How GitLab CI/CD Works¶

GitLab CI/CD operates by defining workflows in a configuration file that triggers automated processes on code changes. When a developer pushes code to a repository (e.g., via a commit, merge request, or tag), GitLab detects the change and initiates a pipeline. This pipeline runs through predefined stages, executing jobs on runners. If all jobs succeed, the pipeline advances; failures halt it early, providing immediate feedback.
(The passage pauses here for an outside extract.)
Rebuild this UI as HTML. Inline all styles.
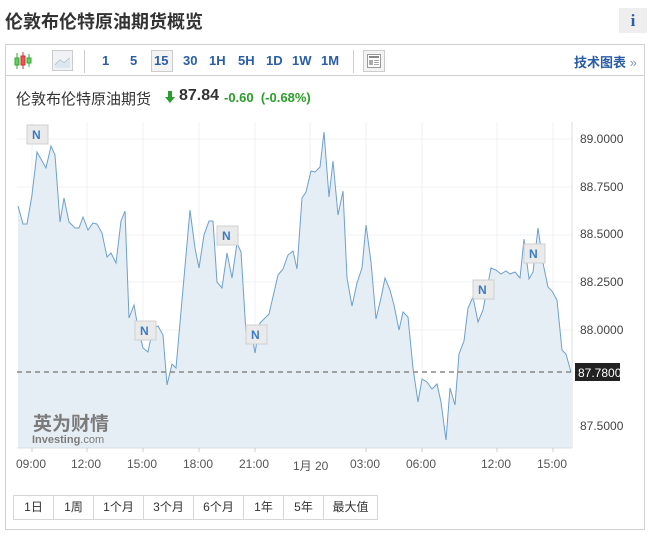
<!DOCTYPE html>
<html><head><meta charset="utf-8"><style>
*{margin:0;padding:0;box-sizing:border-box}
body{width:652px;height:540px;background:#fff;font-family:"Liberation Sans","Noto Sans CJK SC",sans-serif;position:relative;overflow:hidden;color:#333}
.a{position:absolute}
.title{left:5px;top:8px;font-size:18px;font-weight:bold;color:#333;letter-spacing:0px}
.info{left:619px;top:8px;width:28px;height:25px;background:#eee;color:#2a5da8;font:bold 17px "Liberation Serif",serif;text-align:center;line-height:25px}
.box{left:5px;top:44px;width:640px;height:486px;border:1px solid #d0d0d0}
.tb{left:5px;top:44px;width:640px;height:32px;border-bottom:1px solid #d0d0d0}
.t{top:53px;font-size:13px;font-weight:bold;color:#2a5da8}
.btns{left:13px;top:495px;height:25px;display:flex;border:1px solid #d6d6d6}
.btns div{border-right:1px solid #d6d6d6;font-size:12px;text-align:center;line-height:23px;color:#333}
.btns div:last-child{border-right:none}
.xl{top:457px;font-size:12px;color:#555}
.yl{left:580px;font-size:12px;color:#444}
</style></head><body>
<div class="a title">伦敦布伦特原油期货概览</div>
<div class="a info">i</div>
<div class="a box"></div>
<div class="a tb"></div>
<svg class="a" style="left:14px;top:51px" width="18" height="20"><line x1="3" y1="2" x2="3" y2="18" stroke="#3a3" /><rect x="1" y="7" width="4" height="7" fill="#6c6" stroke="#3a3"/><line x1="9" y1="1" x2="9" y2="18" stroke="#c33"/><rect x="7" y="5" width="4" height="9" fill="#e55" stroke="#c33"/><line x1="15" y1="3" x2="15" y2="16" stroke="#3a3"/><rect x="13" y="7" width="4" height="5" fill="#6c6" stroke="#3a3"/></svg>
<div class="a" style="left:52px;top:50px;width:21px;height:21px;border:1px solid #ccc;background:#f0f2f5"></div>
<svg class="a" style="left:53px;top:51px" width="19" height="19"><path d="M2 14 L7 9 L11 12 L17 7" stroke="#9ab" fill="none"/><path d="M2 14 L7 9 L11 12 L17 7 L17 17 L2 17Z" fill="#dde6ee"/></svg>
<div class="a" style="left:84px;top:50px;width:1px;height:23px;background:#ccc"></div>
<div class="a t" style="left:102px">1</div>
<div class="a t" style="left:130px">5</div>
<div class="a" style="left:151px;top:50px;width:22px;height:22px;border:1px solid #ccc;background:#f3f3f3"></div>
<div class="a t" style="left:154px">15</div>
<div class="a t" style="left:183px">30</div>
<div class="a t" style="left:209px">1H</div>
<div class="a t" style="left:238px">5H</div>
<div class="a t" style="left:266px">1D</div>
<div class="a t" style="left:292px">1W</div>
<div class="a t" style="left:321px">1M</div>
<div class="a" style="left:353px;top:50px;width:1px;height:23px;background:#ccc"></div>
<div class="a" style="left:363px;top:50px;width:22px;height:22px;border:1px solid #ccc;background:#f3f3f3"></div>
<svg class="a" style="left:367px;top:54px" width="14" height="14"><rect x="0.5" y="0.5" width="13" height="13" fill="#fff" stroke="#999"/><rect x="2" y="2" width="10" height="2" fill="#888"/><rect x="2" y="6" width="4" height="5" fill="#aaa"/><rect x="7" y="6" width="5" height="1" fill="#aaa"/><rect x="7" y="8" width="5" height="1" fill="#aaa"/><rect x="7" y="10" width="5" height="1" fill="#aaa"/></svg>
<div class="a" style="left:574px;top:52px;font-size:13px;font-weight:bold;color:#2a5da8">技术图表 <span style="font-weight:normal;color:#7a9cc8">»</span></div>

<div class="a" style="left:16px;top:88px;font-size:15px;color:#333">伦敦布伦特原油期货</div>
<svg class="a" style="left:165px;top:91px" width="10" height="12"><path d="M3 0H7V6H10L5 12L0 6H3Z" fill="#2a9d2a"/></svg>
<div class="a" style="left:179px;top:87px;font-size:16px;font-weight:bold;color:#333">87.84</div>
<div class="a" style="left:224px;top:90px;font-size:13px;font-weight:bold;color:#2a9d2a">-0.60&nbsp; (-0.68%)</div>

<svg class="a" style="left:0;top:0" width="652" height="540">
<g stroke="#eef0f3" stroke-width="1">
<line x1="17" y1="139" x2="571" y2="139"/><line x1="17" y1="187" x2="571" y2="187"/><line x1="17" y1="235" x2="571" y2="235"/><line x1="17" y1="282" x2="571" y2="282"/><line x1="17" y1="330" x2="571" y2="330"/><line x1="17" y1="426" x2="571" y2="426"/>
<line x1="32" y1="122" x2="32" y2="448"/><line x1="87" y1="122" x2="87" y2="448"/><line x1="143" y1="122" x2="143" y2="448"/><line x1="199" y1="122" x2="199" y2="448"/><line x1="255" y1="122" x2="255" y2="448"/><line x1="310" y1="122" x2="310" y2="448"/><line x1="366" y1="122" x2="366" y2="448"/><line x1="422" y1="122" x2="422" y2="448"/><line x1="497" y1="122" x2="497" y2="448"/><line x1="553" y1="122" x2="553" y2="448"/>
</g>
<path d="M18 206L23 224L27 224L32 195L37 152L46 168L51 146L55 155L60 222L64 198L69 222L75 228L79 228L83 217L88 230L93 223L97 224L102 233L107 257L111 253L116 263L121 221L125 211L129 318L134 305L138 328L143 348L148 352L153 328L158 326L163 335L167 385L172 364L176 368L190 210L195 248L199 268L204 235L209 221L213 221L217 282L222 288L227 253L232 278L237 243L241 252L246 333L251 330L255 353L260 323L269 314L278 275L283 269L288 255L293 251L297 269L302 198L306 192L311 171L315 172L320 167L324 132L329 197L333 161L338 215L343 191L347 278L352 306L357 283L362 268L366 225L371 262L376 319L381 298L385 278L390 290L394 305L399 330L403 312L408 317L413 368L418 402L422 379L427 382L432 389L437 384L441 402L446 440L450 388L455 405L459 354L464 341L468 308L473 297L478 322L483 310L491 268L496 270L501 274L506 271L510 274L515 272L520 278L524 239L529 279L533 272L538 228L543 263L548 287L552 291L557 300L562 350L566 354L571 372L571 448L18 448Z" fill="#e2ecf3" opacity="0.9"/>
<path d="M18 206L23 224L27 224L32 195L37 152L46 168L51 146L55 155L60 222L64 198L69 222L75 228L79 228L83 217L88 230L93 223L97 224L102 233L107 257L111 253L116 263L121 221L125 211L129 318L134 305L138 328L143 348L148 352L153 328L158 326L163 335L167 385L172 364L176 368L190 210L195 248L199 268L204 235L209 221L213 221L217 282L222 288L227 253L232 278L237 243L241 252L246 333L251 330L255 353L260 323L269 314L278 275L283 269L288 255L293 251L297 269L302 198L306 192L311 171L315 172L320 167L324 132L329 197L333 161L338 215L343 191L347 278L352 306L357 283L362 268L366 225L371 262L376 319L381 298L385 278L390 290L394 305L399 330L403 312L408 317L413 368L418 402L422 379L427 382L432 389L437 384L441 402L446 440L450 388L455 405L459 354L464 341L468 308L473 297L478 322L483 310L491 268L496 270L501 274L506 271L510 274L515 272L520 278L524 239L529 279L533 272L538 228L543 263L548 287L552 291L557 300L562 350L566 354L571 372" fill="none" stroke="#6ea0cc" stroke-width="1"/>
<line x1="17" y1="448" x2="572" y2="448" stroke="#d8dde2"/>
<line x1="572" y1="122" x2="572" y2="448" stroke="#d8dde2"/>
<line x1="17" y1="372" x2="571" y2="372" stroke="#888" stroke-width="1.5" stroke-dasharray="5,4"/>
<g stroke="#ccc"><line x1="32" y1="448" x2="32" y2="452"/><line x1="87" y1="448" x2="87" y2="452"/><line x1="143" y1="448" x2="143" y2="452"/><line x1="199" y1="448" x2="199" y2="452"/><line x1="255" y1="448" x2="255" y2="452"/><line x1="366" y1="448" x2="366" y2="452"/><line x1="422" y1="448" x2="422" y2="452"/><line x1="497" y1="448" x2="497" y2="452"/><line x1="553" y1="448" x2="553" y2="452"/></g>
<g font-family="Liberation Sans,sans-serif" font-size="12" font-weight="bold" fill="#3a7cc4">
<g><rect x="27" y="125" width="21" height="19" fill="#eaeaea" stroke="#d0d0d0"/><text x="32" y="139">N</text></g>
<g><rect x="135" y="321" width="21" height="19" fill="#eaeaea" stroke="#d0d0d0"/><text x="140" y="335">N</text></g>
<g><rect x="217" y="226" width="21" height="19" fill="#eaeaea" stroke="#d0d0d0"/><text x="222" y="240">N</text></g>
<g><rect x="246" y="325" width="21" height="19" fill="#eaeaea" stroke="#d0d0d0"/><text x="251" y="339">N</text></g>
<g><rect x="473" y="280" width="21" height="19" fill="#eaeaea" stroke="#d0d0d0"/><text x="478" y="294">N</text></g>
<g><rect x="524" y="244" width="21" height="19" fill="#eaeaea" stroke="#d0d0d0"/><text x="529" y="258">N</text></g>
</g>
<text x="33" y="430" font-family="Noto Sans CJK SC,sans-serif" font-size="19" font-weight="bold" fill="#7b7b7b">英为财情</text>
<text x="32" y="443" font-family="Liberation Sans,sans-serif" font-size="11" font-weight="bold" fill="#7b7b7b">Investing<tspan font-weight="normal">.com</tspan></text>
<rect x="575" y="363" width="45" height="18" fill="#222"/>
<text x="578" y="377" font-family="Liberation Sans,sans-serif" font-size="12" fill="#fff">87.7800</text>
</svg>
<div class="a yl" style="top:132px">89.0000</div>
<div class="a yl" style="top:180px">88.7500</div>
<div class="a yl" style="top:227px">88.5000</div>
<div class="a yl" style="top:275px">88.2500</div>
<div class="a yl" style="top:323px">88.0000</div>
<div class="a yl" style="top:419px">87.5000</div>
<div class="a xl" style="left:16px">09:00</div>
<div class="a xl" style="left:71px">12:00</div>
<div class="a xl" style="left:127px">15:00</div>
<div class="a xl" style="left:183px">18:00</div>
<div class="a xl" style="left:239px">21:00</div>
<div class="a xl" style="left:293px">1月 20</div>
<div class="a xl" style="left:350px">03:00</div>
<div class="a xl" style="left:406px">06:00</div>
<div class="a xl" style="left:481px">12:00</div>
<div class="a xl" style="left:537px">15:00</div>
<div class="a btns">
<div style="width:40px">1日</div><div style="width:40px">1周</div><div style="width:50px">1个月</div><div style="width:50px">3个月</div><div style="width:50px">6个月</div><div style="width:40px">1年</div><div style="width:40px">5年</div><div style="width:53px">最大值</div>
</div>
</body></html>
┌──────────────────────────────────────────────────────────────────┐
│                        GitLab Server                              │
│  ┌────────────────────────────────────────────────────────────┐  │
│  │                    Git Repository                           │  │
│  │                         │                                   │  │
│  │                         ▼                                   │  │
│  │              ┌─────────────────────┐                       │  │
│  │              │  .gitlab-ci.yml     │                       │  │
│  │              │  Pipeline Config    │                       │  │
│  │              └──────────┬──────────┘                       │  │
│  │                         │                                   │  │
│  │                         ▼                                   │  │
│  │              ┌─────────────────────┐                       │  │
│  │              │  Pipeline Engine    │                       │  │
│  │              │  - Parse YAML       │                       │  │
│  │              │  - Schedule Jobs    │                       │  │
│  │              │  - Manage Artifacts │                       │  │
│  │              └──────────┬──────────┘                       │  │
│  └─────────────────────────┼──────────────────────────────────┘  │
└────────────────────────────┼─────────────────────────────────────┘
                             │
        ┌────────────────────┼────────────────────┐
        │                    │                    │
        ▼                    ▼                    ▼
  ┌───────────┐       ┌───────────┐       ┌───────────┐
  │ Runner 1  │       │ Runner 2  │       │ Runner 3  │
  │ (shared)  │       │ (group)   │       │ (project) │
  │           │       │           │       │           │
  │ Docker    │       │ Kubernetes│       │ Shell     │
  │ Executor  │       │ Executor  │       │ Executor  │
  └───────────┘       └───────────┘       └───────────┘

The system supports CI (automated building and testing), CD (manual or automated deployment to staging/production), and even Continuous Deployment (fully automated releases when criteria are met). Pipelines can be triggered automatically or manually, and they integrate seamlessly with GitLab's merge requests for pre-merge validation.

Key Concepts¶

Pipelines¶

Pipelines are the top-level structure in GitLab CI/CD, representing the entire workflow from code commit to deployment. They consist of stages and jobs, and can be visualized in GitLab's UI for monitoring status, logs, and metrics. Pipelines run in response to triggers like pushes, schedules, or webhooks.

Stages¶

Stages define the sequential order of execution (e.g., build → test → deploy). Jobs within the same stage run in parallel, while stages execute one after another. This ensures dependencies are respected—tests won't run until the build succeeds.

Jobs¶

Jobs are the individual units of work, such as compiling code, running unit tests, or deploying to a server. Each job includes a script (commands to execute) and optional parameters like image (Docker container for the environment). Jobs can be set to allow failure without halting the pipeline.

Runners¶

Runners are the agents that perform the jobs. They can be GitLab-hosted (shared or dedicated), self-hosted on your infrastructure, or containerized (e.g., via Docker or Kubernetes). Runners use executors like shell, virtualbox, or docker to run tasks. Tags on runners allow targeting specific ones for jobs (e.g., a GPU runner for ML tasks). Multiple runners enable parallelism, speeding up pipelines.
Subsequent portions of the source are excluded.